## Dataset excerpt
----------------
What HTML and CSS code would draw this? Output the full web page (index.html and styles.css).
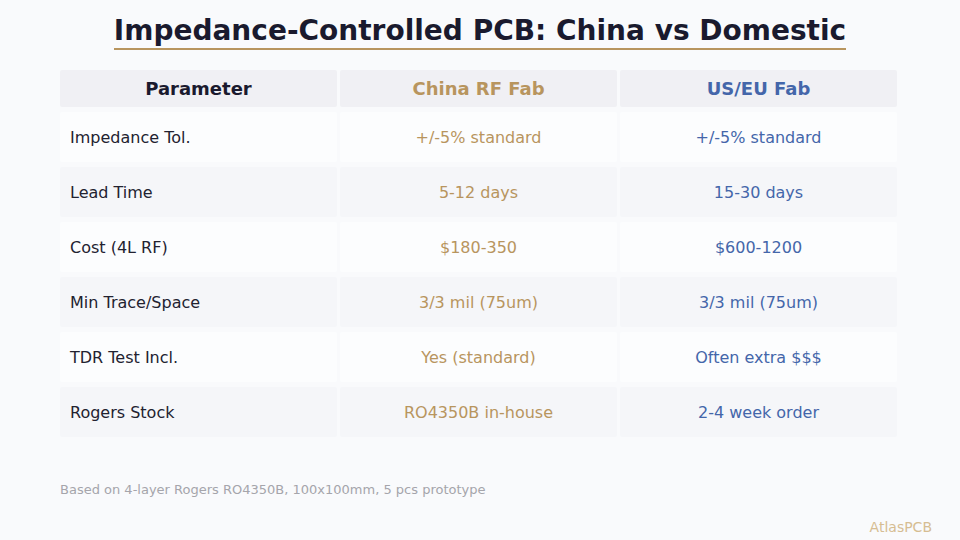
FILE: index.html
```html
<!DOCTYPE html>
<html>
<head>
<meta charset="utf-8">
<link rel="stylesheet" href="styles.css">
</head>
<body>
<div class="page">
  <header class="head">
    <h1 class="title">Impedance-Controlled PCB: China vs Domestic</h1>
  </header>
  <div class="table">
    <div class="cell th">Parameter</div>
    <div class="cell th gold">China RF Fab</div>
    <div class="cell th blue">US/EU Fab</div>

    <div class="cell odd label">Impedance Tol.</div>
    <div class="cell odd gold">+/-5% standard</div>
    <div class="cell odd blue">+/-5% standard</div>

    <div class="cell even label">Lead Time</div>
    <div class="cell even gold">5-12 days</div>
    <div class="cell even blue">15-30 days</div>

    <div class="cell odd label">Cost (4L RF)</div>
    <div class="cell odd gold">$180-350</div>
    <div class="cell odd blue">$600-1200</div>

    <div class="cell even label">Min Trace/Space</div>
    <div class="cell even gold">3/3 mil (75um)</div>
    <div class="cell even blue">3/3 mil (75um)</div>

    <div class="cell odd label">TDR Test Incl.</div>
    <div class="cell odd gold">Yes (standard)</div>
    <div class="cell odd blue">Often extra $$$</div>

    <div class="cell even label">Rogers Stock</div>
    <div class="cell even gold">RO4350B in-house</div>
    <div class="cell even blue">2-4 week order</div>
  </div>
  <p class="note">Based on 4-layer Rogers RO4350B, 100x100mm, 5 pcs prototype</p>
  <div class="brand">AtlasPCB</div>
</div>
</body>
</html>
```
FILE: styles.css
```css
* { box-sizing: border-box; }
html, body { margin: 0; padding: 0; }
body {
  background: #f9fafc;
  font-family: "DejaVu Sans", sans-serif;
  width: 960px;
  height: 540px;
  overflow: hidden;
}
.page {
  width: 960px;
  height: 540px;
  padding: 0 60px 0 60px;
  display: flex;
  flex-direction: column;
}
.head {
  display: flex;
  justify-content: center;
  padding-top: 14px;
}
.title {
  margin: 0;
  font-size: 28px;
  font-weight: bold;
  color: #1a1a2e;
  line-height: 34px;
  padding-bottom: 0;
  border-bottom: 2px solid #b8955e;
}
.table {
  margin-top: 20px;
  display: grid;
  grid-template-columns: 277px 277px 277px;
  grid-template-rows: 37px repeat(6, 50px);
  column-gap: 3px;
  row-gap: 5px;
}
.cell {
  display: flex;
  align-items: center;
  justify-content: center;
  font-size: 16px;
  border-radius: 2px;
}
.th {
  background: #f0f0f4;
  font-size: 18px;
  font-weight: bold;
  color: #1a1a2e;
}
.odd { background: #fcfdfe; }
.even { background: #f5f6f9; }
.label {
  justify-content: flex-start;
  padding-left: 10px;
  color: #222230;
}
.gold { color: #b8955e; }
.blue { color: #4466aa; }
.th.gold { color: #b8955e; }
.th.blue { color: #4466aa; }
.note {
  margin: 45px 0 0 0;
  font-size: 13px;
  color: #a5a5ab;
}
.brand {
  margin-top: 22px;
  align-self: flex-end;
  margin-right: -32px;
  font-size: 14px;
  color: #d6bd92;
}
```
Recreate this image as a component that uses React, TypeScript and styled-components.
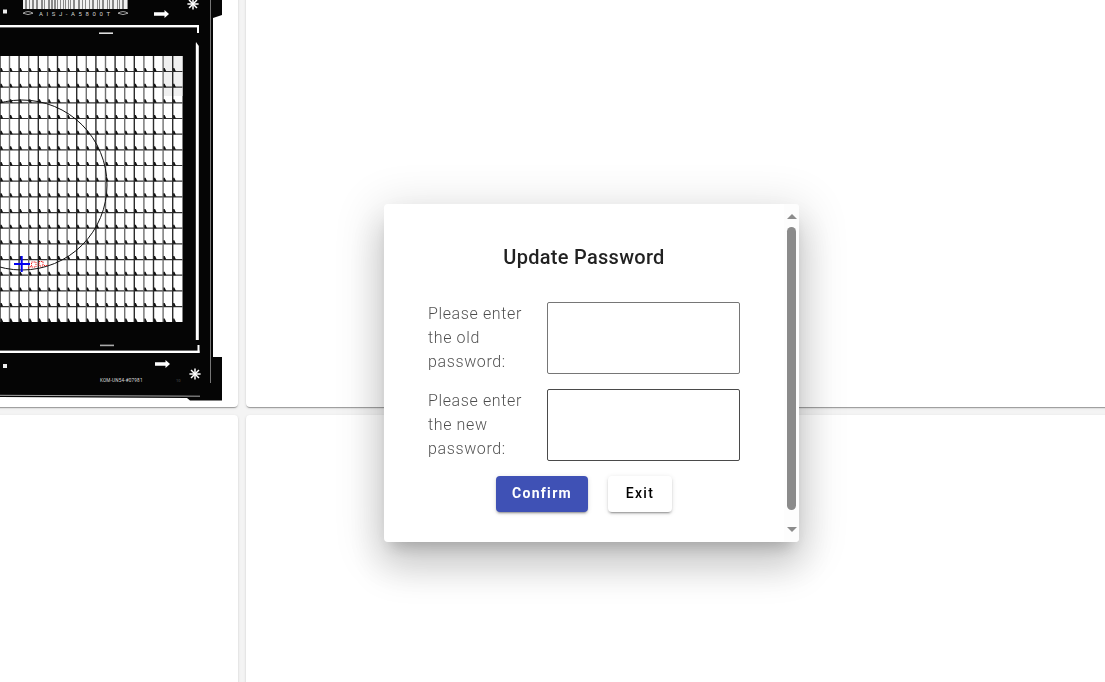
----------------
Retype each record exactly as it stands, but do not include the pictures.

What HTML and CSS code would draw this? Output the full web page (index.html and styles.css).
FILE: index.html
```html
<!DOCTYPE html>
<html>
<head>
<meta charset="utf-8">
<link rel="stylesheet" href="styles.css">
</head>
<body>
<div class="page">
  <header class="head">
    <h1 class="title">Impedance-Controlled PCB: China vs Domestic</h1>
  </header>
  <div class="table">
    <div class="cell th">Parameter</div>
    <div class="cell th gold">China RF Fab</div>
    <div class="cell th blue">US/EU Fab</div>

    <div class="cell odd label">Impedance Tol.</div>
    <div class="cell odd gold">+/-5% standard</div>
    <div class="cell odd blue">+/-5% standard</div>

    <div class="cell even label">Lead Time</div>
    <div class="cell even gold">5-12 days</div>
    <div class="cell even blue">15-30 days</div>

    <div class="cell odd label">Cost (4L RF)</div>
    <div class="cell odd gold">$180-350</div>
    <div class="cell odd blue">$600-1200</div>

    <div class="cell even label">Min Trace/Space</div>
    <div class="cell even gold">3/3 mil (75um)</div>
    <div class="cell even blue">3/3 mil (75um)</div>

    <div class="cell odd label">TDR Test Incl.</div>
    <div class="cell odd gold">Yes (standard)</div>
    <div class="cell odd blue">Often extra $$$</div>

    <div class="cell even label">Rogers Stock</div>
    <div class="cell even gold">RO4350B in-house</div>
    <div class="cell even blue">2-4 week order</div>
  </div>
  <p class="note">Based on 4-layer Rogers RO4350B, 100x100mm, 5 pcs prototype</p>
  <div class="brand">AtlasPCB</div>
</div>
</body>
</html>
```
FILE: styles.css
```css
* { box-sizing: border-box; }
html, body { margin: 0; padding: 0; }
body {
  background: #f9fafc;
  font-family: "DejaVu Sans", sans-serif;
  width: 960px;
  height: 540px;
  overflow: hidden;
}
.page {
  width: 960px;
  height: 540px;
  padding: 0 60px 0 60px;
  display: flex;
  flex-direction: column;
}
.head {
  display: flex;
  justify-content: center;
  padding-top: 14px;
}
.title {
  margin: 0;
  font-size: 28px;
  font-weight: bold;
  color: #1a1a2e;
  line-height: 34px;
  padding-bottom: 0;
  border-bottom: 2px solid #b8955e;
}
.table {
  margin-top: 20px;
  display: grid;
  grid-template-columns: 277px 277px 277px;
  grid-template-rows: 37px repeat(6, 50px);
  column-gap: 3px;
  row-gap: 5px;
}
.cell {
  display: flex;
  align-items: center;
  justify-content: center;
  font-size: 16px;
  border-radius: 2px;
}
.th {
  background: #f0f0f4;
  font-size: 18px;
  font-weight: bold;
  color: #1a1a2e;
}
.odd { background: #fcfdfe; }
.even { background: #f5f6f9; }
.label {
  justify-content: flex-start;
  padding-left: 10px;
  color: #222230;
}
.gold { color: #b8955e; }
.blue { color: #4466aa; }
.th.gold { color: #b8955e; }
.th.blue { color: #4466aa; }
.note {
  margin: 45px 0 0 0;
  font-size: 13px;
  color: #a5a5ab;
}
.brand {
  margin-top: 22px;
  align-self: flex-end;
  margin-right: -32px;
  font-size: 14px;
  color: #d6bd92;
}
```
Recreate this image as a component that uses React, TypeScript and styled-components.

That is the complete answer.